-------- RECORDED DATA
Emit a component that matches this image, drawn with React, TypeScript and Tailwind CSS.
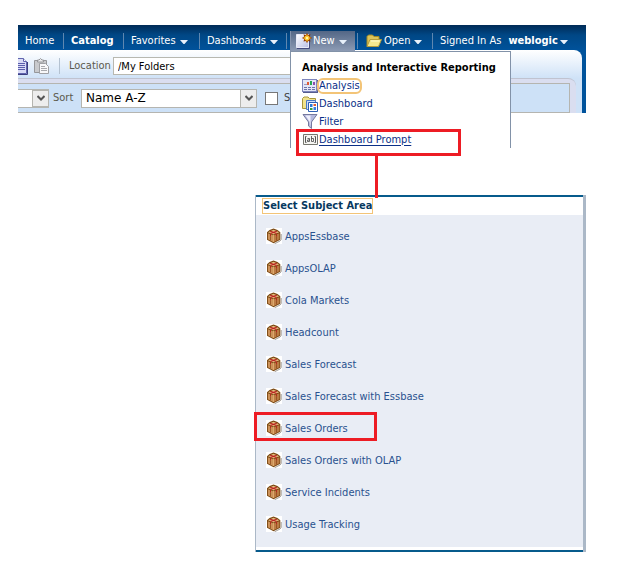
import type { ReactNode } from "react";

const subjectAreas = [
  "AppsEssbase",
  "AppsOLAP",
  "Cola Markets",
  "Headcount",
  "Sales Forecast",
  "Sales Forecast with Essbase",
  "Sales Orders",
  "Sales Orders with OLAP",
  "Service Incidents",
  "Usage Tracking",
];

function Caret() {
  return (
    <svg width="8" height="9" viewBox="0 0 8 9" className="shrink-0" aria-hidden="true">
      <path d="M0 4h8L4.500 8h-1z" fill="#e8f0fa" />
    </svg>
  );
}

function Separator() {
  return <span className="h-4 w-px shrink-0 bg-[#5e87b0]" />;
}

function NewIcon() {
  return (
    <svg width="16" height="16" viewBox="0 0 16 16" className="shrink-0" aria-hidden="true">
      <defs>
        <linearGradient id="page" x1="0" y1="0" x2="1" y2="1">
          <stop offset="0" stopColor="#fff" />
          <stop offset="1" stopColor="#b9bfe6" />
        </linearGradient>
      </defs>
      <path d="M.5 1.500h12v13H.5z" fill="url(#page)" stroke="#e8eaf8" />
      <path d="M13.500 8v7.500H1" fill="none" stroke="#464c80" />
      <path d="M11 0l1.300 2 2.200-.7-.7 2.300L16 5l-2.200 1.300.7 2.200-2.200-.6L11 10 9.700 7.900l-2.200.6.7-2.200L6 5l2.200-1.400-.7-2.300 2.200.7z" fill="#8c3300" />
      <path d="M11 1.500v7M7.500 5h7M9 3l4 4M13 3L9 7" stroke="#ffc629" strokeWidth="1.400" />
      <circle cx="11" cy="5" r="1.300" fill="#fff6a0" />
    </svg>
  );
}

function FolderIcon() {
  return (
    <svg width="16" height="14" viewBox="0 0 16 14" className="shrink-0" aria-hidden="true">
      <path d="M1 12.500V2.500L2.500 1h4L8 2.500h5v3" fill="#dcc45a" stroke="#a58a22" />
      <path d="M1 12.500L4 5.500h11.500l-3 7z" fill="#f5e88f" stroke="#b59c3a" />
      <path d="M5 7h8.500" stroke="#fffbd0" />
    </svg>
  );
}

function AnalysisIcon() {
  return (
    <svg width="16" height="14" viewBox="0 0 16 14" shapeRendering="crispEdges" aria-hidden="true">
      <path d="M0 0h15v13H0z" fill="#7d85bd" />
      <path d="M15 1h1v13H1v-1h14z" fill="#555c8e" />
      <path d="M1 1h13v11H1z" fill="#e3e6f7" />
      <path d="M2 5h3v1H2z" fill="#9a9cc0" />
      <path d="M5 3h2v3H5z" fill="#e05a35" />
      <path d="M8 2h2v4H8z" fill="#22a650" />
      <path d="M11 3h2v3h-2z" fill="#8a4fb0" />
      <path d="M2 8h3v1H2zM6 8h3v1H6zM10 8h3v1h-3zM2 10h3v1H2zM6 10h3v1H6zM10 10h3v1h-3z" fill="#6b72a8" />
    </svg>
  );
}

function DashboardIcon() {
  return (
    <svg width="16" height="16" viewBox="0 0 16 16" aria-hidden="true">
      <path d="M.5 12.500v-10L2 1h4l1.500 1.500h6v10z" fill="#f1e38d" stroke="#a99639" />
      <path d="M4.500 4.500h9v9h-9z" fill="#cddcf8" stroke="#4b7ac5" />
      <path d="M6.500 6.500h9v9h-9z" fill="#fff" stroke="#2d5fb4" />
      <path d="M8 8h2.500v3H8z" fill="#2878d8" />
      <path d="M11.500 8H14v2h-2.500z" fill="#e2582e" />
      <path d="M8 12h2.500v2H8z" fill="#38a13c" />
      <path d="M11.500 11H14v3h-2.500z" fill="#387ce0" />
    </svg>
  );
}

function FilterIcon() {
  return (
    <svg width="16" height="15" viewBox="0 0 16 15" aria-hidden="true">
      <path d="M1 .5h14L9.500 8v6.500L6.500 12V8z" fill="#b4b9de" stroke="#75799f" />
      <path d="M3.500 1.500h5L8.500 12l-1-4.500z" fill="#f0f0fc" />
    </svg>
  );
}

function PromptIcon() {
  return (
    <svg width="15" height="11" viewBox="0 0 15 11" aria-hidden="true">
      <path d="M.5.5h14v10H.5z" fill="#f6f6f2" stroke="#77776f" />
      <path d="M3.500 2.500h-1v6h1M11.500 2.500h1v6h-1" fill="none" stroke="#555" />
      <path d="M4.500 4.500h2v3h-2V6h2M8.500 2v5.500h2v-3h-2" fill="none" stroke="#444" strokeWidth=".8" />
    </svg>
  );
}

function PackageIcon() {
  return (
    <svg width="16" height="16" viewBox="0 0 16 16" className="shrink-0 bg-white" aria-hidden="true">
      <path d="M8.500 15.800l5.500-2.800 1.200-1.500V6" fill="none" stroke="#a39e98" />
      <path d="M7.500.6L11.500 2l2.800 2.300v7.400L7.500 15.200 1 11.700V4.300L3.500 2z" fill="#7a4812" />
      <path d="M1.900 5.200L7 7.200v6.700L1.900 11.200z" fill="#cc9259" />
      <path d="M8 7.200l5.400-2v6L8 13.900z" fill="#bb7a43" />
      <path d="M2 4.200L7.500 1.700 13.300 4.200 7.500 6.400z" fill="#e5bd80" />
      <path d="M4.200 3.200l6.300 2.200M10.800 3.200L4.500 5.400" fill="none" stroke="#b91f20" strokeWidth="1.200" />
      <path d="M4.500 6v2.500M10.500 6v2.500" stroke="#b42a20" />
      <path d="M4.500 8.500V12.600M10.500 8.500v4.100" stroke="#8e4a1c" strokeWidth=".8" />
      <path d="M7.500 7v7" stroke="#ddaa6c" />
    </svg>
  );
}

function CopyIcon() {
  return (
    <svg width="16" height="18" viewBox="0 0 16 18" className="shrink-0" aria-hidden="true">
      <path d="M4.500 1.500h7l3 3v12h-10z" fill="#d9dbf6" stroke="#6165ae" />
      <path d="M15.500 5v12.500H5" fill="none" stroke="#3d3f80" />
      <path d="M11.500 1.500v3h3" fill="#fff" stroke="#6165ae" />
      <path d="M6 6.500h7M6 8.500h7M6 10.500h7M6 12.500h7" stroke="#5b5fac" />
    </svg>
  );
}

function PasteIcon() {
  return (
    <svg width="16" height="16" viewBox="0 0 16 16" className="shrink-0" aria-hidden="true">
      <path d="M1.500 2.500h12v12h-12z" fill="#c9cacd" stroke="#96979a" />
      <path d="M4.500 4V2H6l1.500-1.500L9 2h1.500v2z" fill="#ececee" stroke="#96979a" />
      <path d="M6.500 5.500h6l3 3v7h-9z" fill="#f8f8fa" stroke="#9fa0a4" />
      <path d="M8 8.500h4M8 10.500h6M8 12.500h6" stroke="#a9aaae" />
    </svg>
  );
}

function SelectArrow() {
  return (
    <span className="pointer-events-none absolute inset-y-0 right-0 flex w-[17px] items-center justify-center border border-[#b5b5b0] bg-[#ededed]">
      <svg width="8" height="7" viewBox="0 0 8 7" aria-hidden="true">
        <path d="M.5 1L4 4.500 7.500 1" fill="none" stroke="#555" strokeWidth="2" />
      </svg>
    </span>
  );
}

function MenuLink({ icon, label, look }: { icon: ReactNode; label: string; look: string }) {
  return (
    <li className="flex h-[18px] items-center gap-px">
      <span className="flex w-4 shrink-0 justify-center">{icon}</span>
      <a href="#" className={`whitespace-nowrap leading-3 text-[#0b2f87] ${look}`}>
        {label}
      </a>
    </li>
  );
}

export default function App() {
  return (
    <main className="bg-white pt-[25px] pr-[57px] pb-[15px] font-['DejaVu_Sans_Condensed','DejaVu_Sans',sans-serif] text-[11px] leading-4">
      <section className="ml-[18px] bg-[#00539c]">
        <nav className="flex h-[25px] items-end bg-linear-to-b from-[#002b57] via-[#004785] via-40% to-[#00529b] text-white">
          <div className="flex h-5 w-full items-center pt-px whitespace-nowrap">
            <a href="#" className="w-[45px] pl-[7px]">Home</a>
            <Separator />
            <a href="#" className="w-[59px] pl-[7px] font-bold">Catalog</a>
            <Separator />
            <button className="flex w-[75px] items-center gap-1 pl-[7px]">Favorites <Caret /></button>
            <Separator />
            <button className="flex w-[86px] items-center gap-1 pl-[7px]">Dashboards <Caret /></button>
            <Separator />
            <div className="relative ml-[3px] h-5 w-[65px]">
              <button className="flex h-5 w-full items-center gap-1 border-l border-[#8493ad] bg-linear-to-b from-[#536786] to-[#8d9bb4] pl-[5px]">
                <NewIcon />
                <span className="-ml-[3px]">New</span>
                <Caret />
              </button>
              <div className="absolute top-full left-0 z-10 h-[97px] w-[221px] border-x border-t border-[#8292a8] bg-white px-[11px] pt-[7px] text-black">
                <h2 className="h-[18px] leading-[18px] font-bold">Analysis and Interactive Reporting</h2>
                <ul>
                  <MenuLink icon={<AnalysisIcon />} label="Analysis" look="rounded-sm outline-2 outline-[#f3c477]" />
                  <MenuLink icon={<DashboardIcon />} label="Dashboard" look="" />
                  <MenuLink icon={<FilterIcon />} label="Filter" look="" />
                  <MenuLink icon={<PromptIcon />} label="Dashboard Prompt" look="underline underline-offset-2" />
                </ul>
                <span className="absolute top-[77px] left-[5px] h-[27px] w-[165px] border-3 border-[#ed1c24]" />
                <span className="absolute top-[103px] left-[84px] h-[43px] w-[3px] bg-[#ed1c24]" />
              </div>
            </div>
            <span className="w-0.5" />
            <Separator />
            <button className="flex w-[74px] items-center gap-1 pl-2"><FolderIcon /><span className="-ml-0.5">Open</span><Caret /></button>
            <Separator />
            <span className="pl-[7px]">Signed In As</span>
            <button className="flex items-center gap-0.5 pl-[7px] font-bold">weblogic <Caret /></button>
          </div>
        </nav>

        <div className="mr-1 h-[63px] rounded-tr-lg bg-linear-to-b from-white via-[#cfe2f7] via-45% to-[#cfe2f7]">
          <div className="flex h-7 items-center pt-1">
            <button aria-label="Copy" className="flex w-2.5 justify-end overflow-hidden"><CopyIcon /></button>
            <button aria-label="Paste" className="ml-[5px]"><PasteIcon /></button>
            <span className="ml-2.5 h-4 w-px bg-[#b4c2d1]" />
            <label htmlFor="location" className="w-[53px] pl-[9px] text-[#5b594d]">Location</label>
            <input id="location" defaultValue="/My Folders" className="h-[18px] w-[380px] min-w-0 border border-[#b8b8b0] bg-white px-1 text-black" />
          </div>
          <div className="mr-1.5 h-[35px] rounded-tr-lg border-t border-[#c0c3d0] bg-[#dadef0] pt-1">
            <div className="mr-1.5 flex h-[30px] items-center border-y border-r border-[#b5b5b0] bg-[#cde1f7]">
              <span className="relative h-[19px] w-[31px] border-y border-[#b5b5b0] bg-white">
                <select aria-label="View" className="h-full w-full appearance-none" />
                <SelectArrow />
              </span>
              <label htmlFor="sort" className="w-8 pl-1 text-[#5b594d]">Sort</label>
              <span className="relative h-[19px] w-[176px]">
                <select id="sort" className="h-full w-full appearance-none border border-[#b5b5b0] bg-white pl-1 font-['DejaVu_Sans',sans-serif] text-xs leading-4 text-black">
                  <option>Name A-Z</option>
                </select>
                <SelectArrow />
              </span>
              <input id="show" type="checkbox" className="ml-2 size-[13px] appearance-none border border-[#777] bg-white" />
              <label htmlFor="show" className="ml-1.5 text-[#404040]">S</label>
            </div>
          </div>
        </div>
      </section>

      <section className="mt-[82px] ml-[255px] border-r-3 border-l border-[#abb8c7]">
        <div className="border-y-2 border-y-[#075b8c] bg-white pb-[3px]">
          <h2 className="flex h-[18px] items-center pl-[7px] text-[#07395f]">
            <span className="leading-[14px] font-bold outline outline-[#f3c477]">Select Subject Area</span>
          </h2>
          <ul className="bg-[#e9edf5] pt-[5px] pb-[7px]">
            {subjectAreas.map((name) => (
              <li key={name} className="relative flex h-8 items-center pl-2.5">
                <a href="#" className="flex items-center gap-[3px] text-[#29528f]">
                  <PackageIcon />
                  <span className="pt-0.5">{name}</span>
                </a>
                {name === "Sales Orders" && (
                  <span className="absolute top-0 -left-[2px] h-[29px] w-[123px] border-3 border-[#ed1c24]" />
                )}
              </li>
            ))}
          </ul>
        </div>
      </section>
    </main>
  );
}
----------------
-------- RECORDED DATA
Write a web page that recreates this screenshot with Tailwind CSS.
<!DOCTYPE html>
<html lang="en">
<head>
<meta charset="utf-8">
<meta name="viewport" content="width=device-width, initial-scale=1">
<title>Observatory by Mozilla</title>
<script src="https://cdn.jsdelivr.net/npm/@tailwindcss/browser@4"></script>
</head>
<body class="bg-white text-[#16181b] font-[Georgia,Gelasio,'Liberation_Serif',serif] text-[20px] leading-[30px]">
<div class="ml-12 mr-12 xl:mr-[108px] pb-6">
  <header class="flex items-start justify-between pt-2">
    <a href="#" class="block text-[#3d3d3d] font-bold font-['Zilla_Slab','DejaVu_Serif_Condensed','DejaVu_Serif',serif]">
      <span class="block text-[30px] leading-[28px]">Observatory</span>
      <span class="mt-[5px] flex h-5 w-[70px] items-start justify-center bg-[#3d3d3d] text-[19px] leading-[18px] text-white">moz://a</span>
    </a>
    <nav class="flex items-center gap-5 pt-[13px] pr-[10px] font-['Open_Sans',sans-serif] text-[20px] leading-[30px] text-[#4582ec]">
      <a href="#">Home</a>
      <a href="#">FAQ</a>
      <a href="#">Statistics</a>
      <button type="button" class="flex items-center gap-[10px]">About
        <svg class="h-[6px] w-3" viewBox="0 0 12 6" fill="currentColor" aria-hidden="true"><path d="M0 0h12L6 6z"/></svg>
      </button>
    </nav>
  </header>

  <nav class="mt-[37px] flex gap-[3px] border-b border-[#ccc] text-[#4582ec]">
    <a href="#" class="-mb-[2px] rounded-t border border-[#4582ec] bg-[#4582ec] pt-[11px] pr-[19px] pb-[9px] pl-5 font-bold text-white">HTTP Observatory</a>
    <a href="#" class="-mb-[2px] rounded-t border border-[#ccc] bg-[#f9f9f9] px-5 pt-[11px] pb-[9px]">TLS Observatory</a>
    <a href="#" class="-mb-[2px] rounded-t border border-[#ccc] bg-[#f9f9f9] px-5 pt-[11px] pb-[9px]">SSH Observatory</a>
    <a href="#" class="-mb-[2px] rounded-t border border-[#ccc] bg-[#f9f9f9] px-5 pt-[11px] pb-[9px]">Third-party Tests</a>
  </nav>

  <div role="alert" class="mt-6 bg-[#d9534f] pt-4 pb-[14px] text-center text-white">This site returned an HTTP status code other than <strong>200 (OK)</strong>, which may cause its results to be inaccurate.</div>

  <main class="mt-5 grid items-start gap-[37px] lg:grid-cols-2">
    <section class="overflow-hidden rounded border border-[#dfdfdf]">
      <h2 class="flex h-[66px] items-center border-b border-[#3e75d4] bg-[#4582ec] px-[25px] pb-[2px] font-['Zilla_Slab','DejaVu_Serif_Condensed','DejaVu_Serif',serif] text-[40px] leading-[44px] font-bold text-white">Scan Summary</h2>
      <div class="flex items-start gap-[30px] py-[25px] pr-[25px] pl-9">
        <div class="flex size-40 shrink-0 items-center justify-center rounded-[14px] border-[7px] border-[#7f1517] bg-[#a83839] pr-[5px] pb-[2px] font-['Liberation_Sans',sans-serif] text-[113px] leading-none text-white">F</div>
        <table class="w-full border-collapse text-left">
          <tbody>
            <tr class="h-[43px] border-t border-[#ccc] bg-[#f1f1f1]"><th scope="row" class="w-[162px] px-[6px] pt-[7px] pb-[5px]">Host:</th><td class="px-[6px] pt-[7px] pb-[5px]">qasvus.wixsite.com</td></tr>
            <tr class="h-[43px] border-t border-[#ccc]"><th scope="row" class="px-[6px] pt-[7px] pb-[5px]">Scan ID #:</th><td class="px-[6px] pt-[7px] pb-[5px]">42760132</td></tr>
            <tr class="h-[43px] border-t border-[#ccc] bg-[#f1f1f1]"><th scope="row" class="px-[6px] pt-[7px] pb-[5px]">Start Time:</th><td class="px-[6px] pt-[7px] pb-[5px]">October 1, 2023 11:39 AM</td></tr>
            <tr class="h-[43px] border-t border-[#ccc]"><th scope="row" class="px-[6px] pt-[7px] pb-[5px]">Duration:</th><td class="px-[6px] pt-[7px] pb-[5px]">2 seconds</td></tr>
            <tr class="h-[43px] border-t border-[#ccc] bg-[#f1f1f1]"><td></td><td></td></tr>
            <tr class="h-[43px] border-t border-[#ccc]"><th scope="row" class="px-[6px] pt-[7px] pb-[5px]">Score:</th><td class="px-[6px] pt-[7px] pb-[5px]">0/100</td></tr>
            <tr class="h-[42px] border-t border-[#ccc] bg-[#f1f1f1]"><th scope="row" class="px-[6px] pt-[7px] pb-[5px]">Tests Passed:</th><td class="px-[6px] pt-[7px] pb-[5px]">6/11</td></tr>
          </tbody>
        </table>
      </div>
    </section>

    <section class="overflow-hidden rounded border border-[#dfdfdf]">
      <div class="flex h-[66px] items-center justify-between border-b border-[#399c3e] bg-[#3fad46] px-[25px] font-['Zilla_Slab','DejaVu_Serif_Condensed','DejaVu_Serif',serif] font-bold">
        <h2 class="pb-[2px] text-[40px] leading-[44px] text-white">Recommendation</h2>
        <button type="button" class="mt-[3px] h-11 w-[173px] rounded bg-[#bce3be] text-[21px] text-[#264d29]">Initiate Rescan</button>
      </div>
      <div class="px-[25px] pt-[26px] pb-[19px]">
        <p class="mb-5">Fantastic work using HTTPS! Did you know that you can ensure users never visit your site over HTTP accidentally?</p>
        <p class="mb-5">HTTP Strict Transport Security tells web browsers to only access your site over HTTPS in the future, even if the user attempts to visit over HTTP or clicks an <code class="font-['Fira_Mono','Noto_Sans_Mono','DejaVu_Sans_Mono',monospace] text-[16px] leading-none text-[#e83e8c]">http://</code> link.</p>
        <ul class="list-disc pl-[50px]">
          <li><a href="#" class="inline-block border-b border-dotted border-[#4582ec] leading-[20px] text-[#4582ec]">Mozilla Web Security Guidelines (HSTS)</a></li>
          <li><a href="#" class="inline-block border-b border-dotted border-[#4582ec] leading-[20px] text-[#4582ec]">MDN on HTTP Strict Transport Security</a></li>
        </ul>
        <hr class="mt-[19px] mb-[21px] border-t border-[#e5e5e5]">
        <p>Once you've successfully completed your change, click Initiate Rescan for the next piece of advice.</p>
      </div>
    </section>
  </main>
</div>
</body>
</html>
----------------
(STATED EXERCISE):
Pick out each line above that includes "with" and show it.

(EXERCISE RESULT):
Emit a component that matches this image, drawn with React, TypeScript and Tailwind CSS.
  "Sales Forecast with Essbase",
  "Sales Orders with OLAP",
Write a web page that recreates this screenshot with Tailwind CSS.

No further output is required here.